Microsoft has announced that it's no longer shipping the SMB1 (Server Message Block version 1) protocol by default with Windows 11 Home starting with the next major release for Windows 11. This is the next major step in getting rid of the long-deprecated protocol, which some users have still been holding onto. Additionally, in the future, the SMB1 binaries will be removed altogether.

SMB1 was an old network protocol that allowed PCs to connect to certain network devices, such as hard drives and other equipment. The protocol has been superseded by SMB 2 as of 2007, and it was publicly deprecated in 2014, so it's only natural that Microsoft wants to get rid of it.

This process started back in 2017, when Microsoft started shipping Windows 10 and Windows Server without SMB1 server service installed out of the box. Additionally, most editions of Windows also no longer came with the SMB1 client service installed by default. The exceptions were the Home and Pro editions of Windows 10, until one year later, when Windows 10 Pro also had the client service disabled by default.

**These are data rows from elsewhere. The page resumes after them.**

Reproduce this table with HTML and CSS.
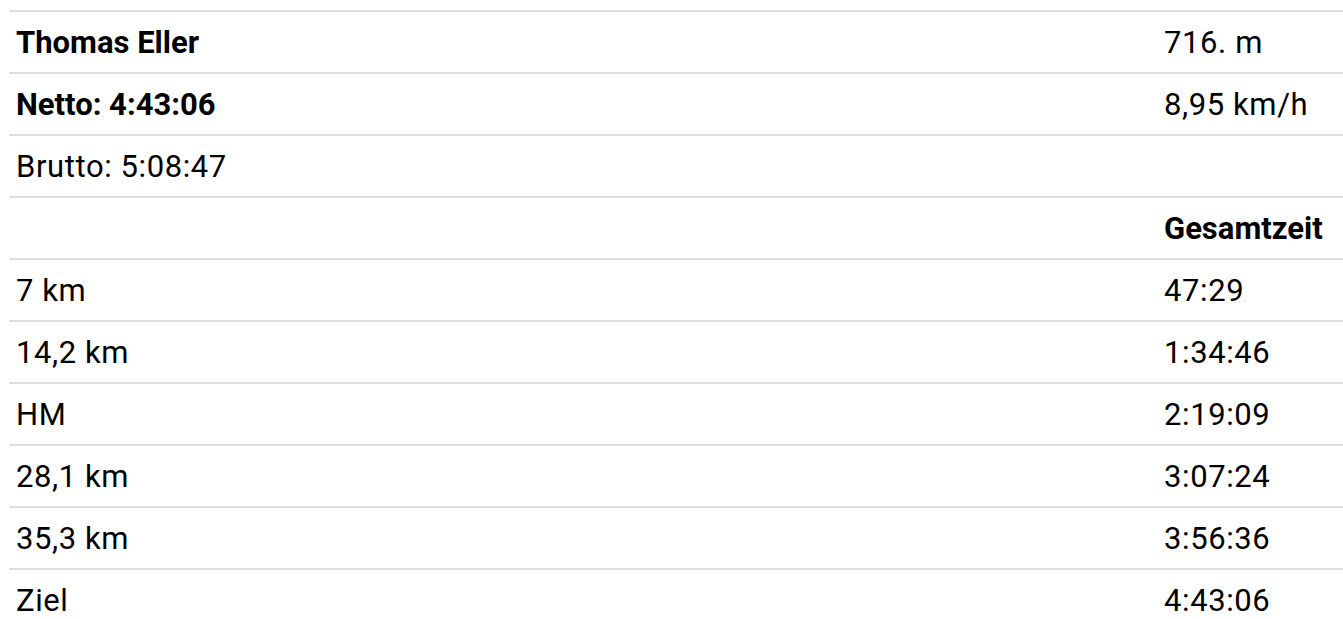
FILE: index.html
```html
<!DOCTYPE html>
<html lang="de">
<head>
<meta charset="utf-8">
<title>Thomas Eller</title>
<link rel="stylesheet" href="styles.css">
</head>
<body>
<table class="results">
  <tbody>
    <tr><td class="strong">Thomas Eller</td><td class="val">716. m</td></tr>
    <tr><td class="strong">Netto: 4:43:06</td><td class="val">8,95 km/h</td></tr>
    <tr><td>Brutto: 5:08:47</td><td class="val"></td></tr>
    <tr><td></td><td class="val strong">Gesamtzeit</td></tr>
    <tr><td>7 km</td><td class="val">47:29</td></tr>
    <tr><td>14,2 km</td><td class="val">1:34:46</td></tr>
    <tr><td>HM</td><td class="val">2:19:09</td></tr>
    <tr><td>28,1 km</td><td class="val">3:07:24</td></tr>
    <tr><td>35,3 km</td><td class="val">3:56:36</td></tr>
    <tr><td>Ziel</td><td class="val">4:43:06</td></tr>
  </tbody>
</table>
</body>
</html>
```

FILE: styles.css
```css
html, body {
  background: #fff;
}
body {
  margin: 10px 0 0 9px;
  font-family: Roboto, "Liberation Sans", Arial, sans-serif;
  font-size: 31px;
  color: #000;
  overflow: hidden;
}
.results {
  width: 1334px;
  border-collapse: collapse;
  table-layout: fixed;
}
.results td {
  height: 58px;
  padding: 2px 7px 0;
  border-top: 2px solid #dcdcdc;
  vertical-align: middle;
  line-height: 36px;
  letter-spacing: 0.6px;
  box-sizing: content-box;
}
.results td:first-child {
  width: 1134px;
}
.results td.strong {
  font-weight: bold;
  letter-spacing: 0;
}
```
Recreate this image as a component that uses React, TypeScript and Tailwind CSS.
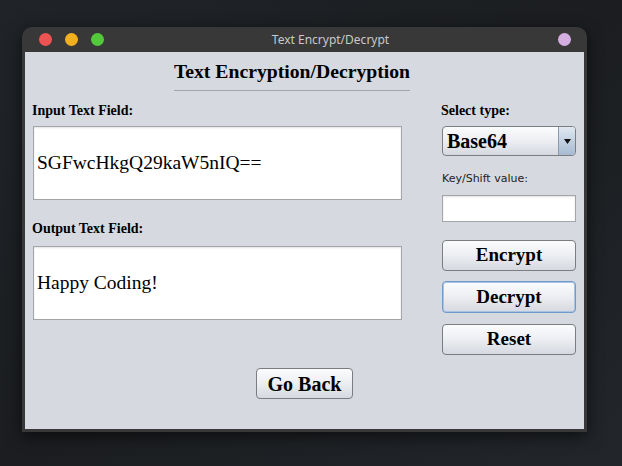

SMB1 services disabled in the Windows 11

Through it all, Windows 10 Home - and Windows 11 Home after it - still came with the SMB1 client service enabled. Microsoft says it had to wait a while before it could disable it because it knows it's going to be a problem for some consumers who won't understand why their old network equipment doesn't work anymore.

However, it's finally happening, and the next major update for Windows 11, coming in the second half of 2022, will no longer have the SMB1 client service enabled by default in Home editions. This only applies to clean installs, though - the settings won't change for machines upgrading from the current version of Windows, so you don't have to worry about things breaking. Additionally, you can still enable SMB1 support manually through the Control Panel.

That won't be the case forever, though. Microsoft also announced today that it's removing the binaries for SMB1 from all Windows 11 and Windows Server editions in a future release. That means you'll no longer be able to simply enable the SMB1 protocol on your machine. To accommodate users who can't keep up with the change, Microsoft says it will publish an out-of-band unsupported package to enable SMB1 for users that really need it.

We don't know exactly when that will happen, and even the update coming later this year doesn't have a set date yet. The first release of Windows 11 happened on October 5th, so we'd expect the next major update to arrive about one year later, but that remains to be seen.